Arthur: "Oh! Well! if you need time to consider, I'll just--"

Mabel: "NO! No... I don't need time! I need a reason!"

Arthur: "What?"

Mabel: "A reason... why I should marry you."

Arthur: "A reason, you say?"

Mabel: "A good one."

 

Gertrude: "May I see it?" [tears the envelope up]

Robert: "Gertrude!"

Gertrude: "It is enough to know you would sacrifice it if I asked. We have, all of us, feet of clay, Robert. Women, as well as men."

Robert: "Gertrude! Can it be... does this mean that you've forgiven me?"

Gertrude: "What? Oh! I suppose... it must be that! Oh, Robert... hold me! Forgive me."

Robert [delighted]: "Gertrude! ... Gertrude, my wife!"

 

Arthur: "I love you. .... I love you... Mabel, I said ---"

Mabel: "I know."

Arthur: "Well... couldn't you... love me just a little bit in return?"

Mabel: "Arthur, you silly! If you knew anything about anything -- which you don't -- you would know that I absolutely adore you."

  

Robert: "I have to consider Mabel's future happiness, and as much as I care for you, Arthur... I don't think her happiness would be safe in your hands."

 

Gertrude: "Darling, if they truly love each other, why should they not be married?"

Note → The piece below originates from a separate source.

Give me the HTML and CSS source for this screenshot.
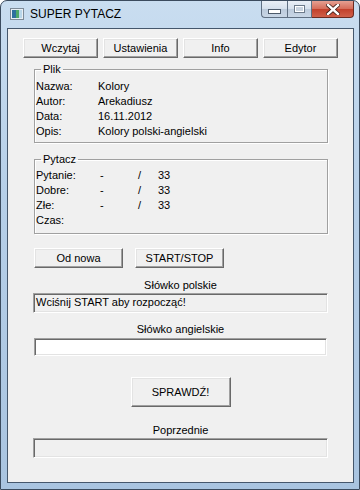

Robert: "I shall tell you. When I called on Lord Goring yesterday, I found Mrs. Chevely concealed in his rooms. I then discovered that they were at one time engaged to be married. I'm very sorry, Mabel, but how can I possibly allow you to marry him... when he is involved with another woman?"

 

Gertrude: "Arthur was expecting... quite another woman in his rooms last night."

Robert: "What?"

Gertrude: "When we said that the note was intended for you, Robert... well... that was just my friends... trying to protect me. The truth is... the truth... is... I lied."